Book Review: We Crossed A Bridge And It Trembled
Melodie and I absolutely loved We Crossed a Bridge and It Trembled, so we both wanted to review it. While the author is not a refugee or Syrian, she wrote this book as a series of stories told by Syrians affected by the conflict. We will explain more about that in our reviews below. Let us know if you’ve read this book and what your thoughts are!
"And when those words are said, you and two hundred other people are ready to call out, “The people want the downfall of the regime!” Your voice gets louder and you feel intense feelings: You shudder and your body rises and everything you imagined just comes out. Tears come down. Tears of joy, because I broke the barrier . . . I am not afraid, I am a free being. Tears come down and your voice gets hoarse. Sadness and happiness and fear and courage . . . they’re all mixed together in that voice, and it comes out very strong." -Cherin (mother in Aleppo)
I am at a loss for words after reading the thoughts and experiences of many individuals forced to flee their beloved homeland of Syria. The writer/interviewer, Wendy Pearlman, automatically won me over with her credibility and willingness to get her hands dirty with the work it takes to truly listen and transcribe the voices of a scattered people. Her heart and sacrifice are felt in the depth of this collection of stories, and I'm truly thankful to have such a vulnerable, raw piece of work on the 40-year conflict.
"Mixing pride, guilt, sorrow, courage, and hope, their pained words challenge us to think about who we might be if faced with the same trials of revolution, war, and exile." -Wendy Pearlman
The quote above expresses the intense cycle of emotions that I felt while reading each individual’s story represented in this book. Pearlman has given us access into the hearts of so many people affected by the war in Syria. Because of this, expect your morals to be challenged, your opinions to change, and your heart to be awakened. I cannot praise Pearlman's work enough. It is a heartbreaking picture of our common humanity. I believe reading these narratives open the door to a new perspective that is invaluable for understanding our Syrian neighbors.
Although some of the accounts portray contradicting thoughts and feelings, this is part of the beauty and powerfulness of the narrative. Each individual's words are insight on how he/she processed (continue to process) his/her experience, and how he/she perceived the events that occurred. No two stories are the same and yet they combine to create a unified voice of resilience.
We Crossed A Bridge and It Trembled is one of those books that I will recommend over and over again. Wendy Pearlman did an outstanding job of putting together a collection of stories that represent Syria and give actual Syrians a voice. This is so different from most books I've read on the topic as it is comprised of primary, not secondary sources. We Crossed a Bridge and It Trembled brings reminds us of the human element of the conflict that is so often lost in news reports that contain only statistics and not human stories.

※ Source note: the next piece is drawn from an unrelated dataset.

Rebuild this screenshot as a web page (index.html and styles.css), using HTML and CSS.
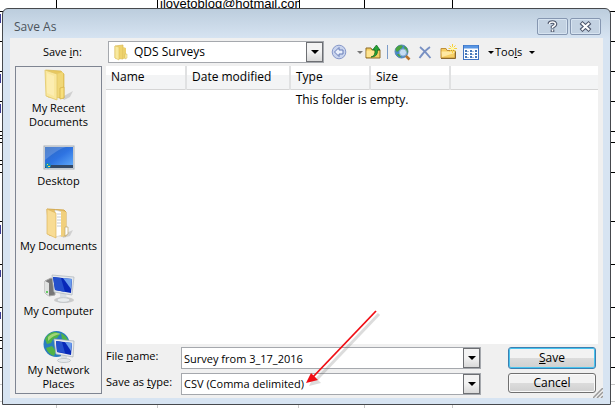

From the first story, I knew this book would have a huge impact on me. "A Syrian citizen is only a number. Dreaming is not allowed." Those two sentences, from Fadi (Hama), are the first of many powerful reflections on life leading up to the war and during the war. While I will never truly be able to comprehend the anger, frustration, and fear that so many Syrians have felt, these stories help me understand those feelings a little bit more.
I am in awe of the work that Wendy Pearlman put into writing this book. She conducted interviews in Arabic, divided the book into eight themes (Authoritarianism, Hope Disappointed, Revolution, Crackdown, Militarization, Living War, Flight, and Reflections) that represent Syria's path towards civil war and the effects of the war. Pearlman talked to people from all over Syria, from all walks of life, and from all viewpoints. Pearlman's effort to give Syrians a voice gave this book so much legitimacy.
We Crossed a Bridge and It Trembled is so important in a time when so many refugees, especially those from the Middle East, are demonized. Pearlman's stories show that Syrians have hopes for their country and are willing to risk so much to give future Syrians a better country.